Dabei spielt das sogenannte Emotionswissen eine entscheidende Rolle. Es bezeichnet die Fähigkeit, Emotionen bei sich
und den Mitmenschen zu erkennen, mit Worten zu benennen und das eigene emotionale Ausdrucksverhalten zu steuern.
Die Studie zeigt, dass Kinder,
die zum Zeitpunkt der ersten Befragung über ein umfangreiches Emotionswissen verfügten, ein gutes Jahr später weniger Schwierigkeiten mit ihrer
Aufmerksamkeitssteuerung hatten, als Kinder mit einem anfangs niedrigen Emotionswissen.
Die Aufmerksamkeitsprobleme von Kindern mit großem Emotionswissen verringern sich im Zeitablauf sogar überdurchschnittlich.
Dieses Ergebnis hat
auch dann Bestand, wenn die Einflussfaktoren Geschlecht, Sprachverständnis und Sozialschicht in die Bewertung mit einbezogen werden.

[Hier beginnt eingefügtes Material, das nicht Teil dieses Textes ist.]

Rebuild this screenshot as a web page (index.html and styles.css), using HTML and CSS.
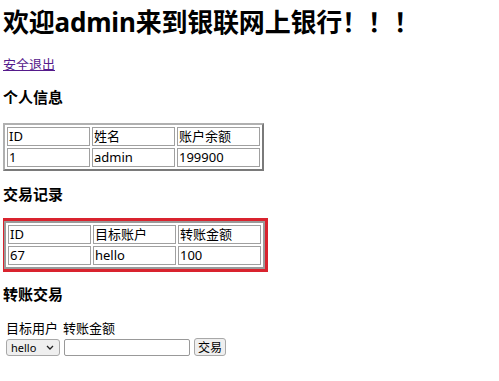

„Das eigene Erleben und Verhalten und das Verhalten anderer Menschen wird mit fortschreitendem Emotionsverständnis vorhersagbarer.
Das bindet weniger Aufmerksamkeit und begünstigt prosoziales Verhalten“, erklärt Professor von Salisch den Befund.
„Kinder mit beschränktem Emotionswissen erscheinen hingegen oft abgelenkt. Ihre Aufmerksamkeit wird davon in Anspruch genommen, sich ihre eigenen
Gefühlszustände oder negative Emotionen anderer zu erklären und die eigenen daraus entstehenden Emotionen zu regulieren.“
Die Studie erweitert den bisherigen Forschungsstand zur Entstehung von Aufmerksamkeitsproblemen bei Kindern.
„Die bislang gängige Annahme in der Forschung ist, dass vor allem ein Defizit bei den exekutiven Funktionen (EF) ausschlaggebend für die
Entstehung von ADHS ist“, so von Salisch.
Diese Funktionen entwickeln sich im Vorschulalter in schnellem Tempo und umfassen – unter anderem – die willentliche Steuerung der Aufmerksamkeit,
das Arbeitsgedächtnis und Fähigkeiten zur Unterdrückung kognitiver und motorischer Impulse. „Mit unserer Studie haben wir nun nachweisen können,
dass neben den EF eben auch das Emotionswissen ein entscheidender erklärender Faktor für die Entstehung von Aufmerksamkeitsproblemen ist“,
so die Wissenschaftlerin.
In zukünftigen Studien soll das Emotionswissen daher noch stärker als bisher in den Fokus rücken.
Die Ergebnisse stammen aus dem vom Niedersächsischen Forschungsverbund für Bildung und Entwicklung und von der Deutschen Liga für das Kind in
Familie und Gesellschaft geförderten Forschungsprojekt „Elefant – Emotionales Lernen ist fantastisch“.
Weiter Informationen
von Salisch, Maria; Hänel, Martha; Denham, Susanne A. (2015). Emotionswissen, exekutive Funktionen und Veränderungen bei Aufmerksamkeitsproblemen
von Vorschulkindern, in: Kindheit und Entwicklung 24 (2), 78-85.